International arbitration tends to be faster and more flexible than traditional litigation. The parties can agree on the rules of procedure, the number of arbitrators, and the language of the proceedings, making it more adaptable to the specific needs of the dispute.
In traditional litigation, the dispute is resolved in a court system that is part of one of the countries involved. This can lead to concerns about fairness, especially if the national legal system is perceived to be biased. In contrast, international arbitration offers a neutral forum, as the arbitration can be held in any country and governed by agreed-upon international rules.
Court proceedings, especially in complex international cases, can be lengthy and delayed. International arbitration typically takes less time due to its streamlined procedures, fewer opportunities for appeals, and the ability to set a specific timeline for the process.
While arbitration may seem expensive, it is often cheaper than court litigation, especially when taking into account the costs of prolonged litigation, especially across multiple jurisdictions. The parties involved control the timeline and scope, which helps reduce unnecessary costs.
In traditional court systems, parties can appeal a decision to a higher court, which can prolong the dispute. In international arbitration, the right to appeal is very limited, and an arbitral award is generally final and binding. This finality is beneficial in terms of reducing the time spent on disputes.
One of the most significant advantages of international arbitration is the ability to enforce an arbitral award in multiple jurisdictions. Under international agreements like the New York Convention, arbitral awards are recognized and enforced by courts in most of the world’s major economies, providing a global solution for dispute resolution.
Arbitrators are often experts in the relevant field of law (e.g., commercial law, construction law, or investment law), which can lead to a more informed and fair resolution of the dispute. In contrast, court judges may not have the same level of expertise in specialized matters.
Because arbitration is not a public process, businesses can resolve their disputes without exposing their private affairs to the public or their competitors. This confidentiality is particularly useful in commercial and intellectual property disputes.
Arbitration allows the parties to agree on various aspects of the process, such as the choice of arbitrators, the applicable rules, and the venue. This flexibility can make the process more suited to the specific needs of the parties involved.
International businesses often use arbitration to resolve disputes related to contracts, such as supply agreements, distribution contracts, or joint ventures. It is particularly useful when the parties are from different legal systems and want to avoid navigating multiple legal frameworks.
Governments and foreign investors often use arbitration to resolve disputes related to international investments. Treaties like Bilateral Investment Treaties (BITs) and Free Trade Agreements (FTAs) typically contain arbitration provisions for resolving disputes between investors and states.

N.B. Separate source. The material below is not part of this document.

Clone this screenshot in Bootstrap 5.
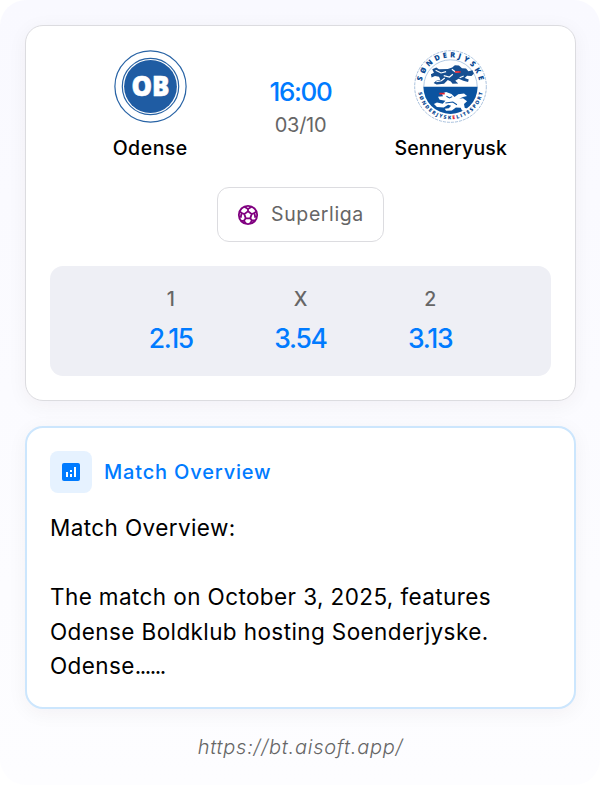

Large-scale infrastructure projects often involve multiple parties from different countries. Arbitration is used to resolve disputes related to construction delays, quality issues, or contract breaches.
In the famous case between Chevron and the government of Ecuador, an international arbitration tribunal was established to resolve a dispute over environmental damage claims. Ecuador accused Chevron of causing widespread environmental damage during oil extraction. Chevron, in turn, argued that the case should be arbitrated under the US-Ecuador Bilateral Investment Treaty, as the national courts of Ecuador were biased. The tribunal ultimately ruled in favor of Chevron, demonstrating how international arbitration can be used to resolve complex disputes between multinational corporations and governments.
International arbitration has become the preferred method for resolving cross-border disputes due to its flexibility, neutrality, speed, and enforceability. By offering a private and binding resolution outside national court systems, it helps to provide an efficient and reliable mechanism for businesses and governments involved in international transactions. With its growing importance in global commerce and investment, understanding the basics of international arbitration is crucial for navigating modern dispute resolution.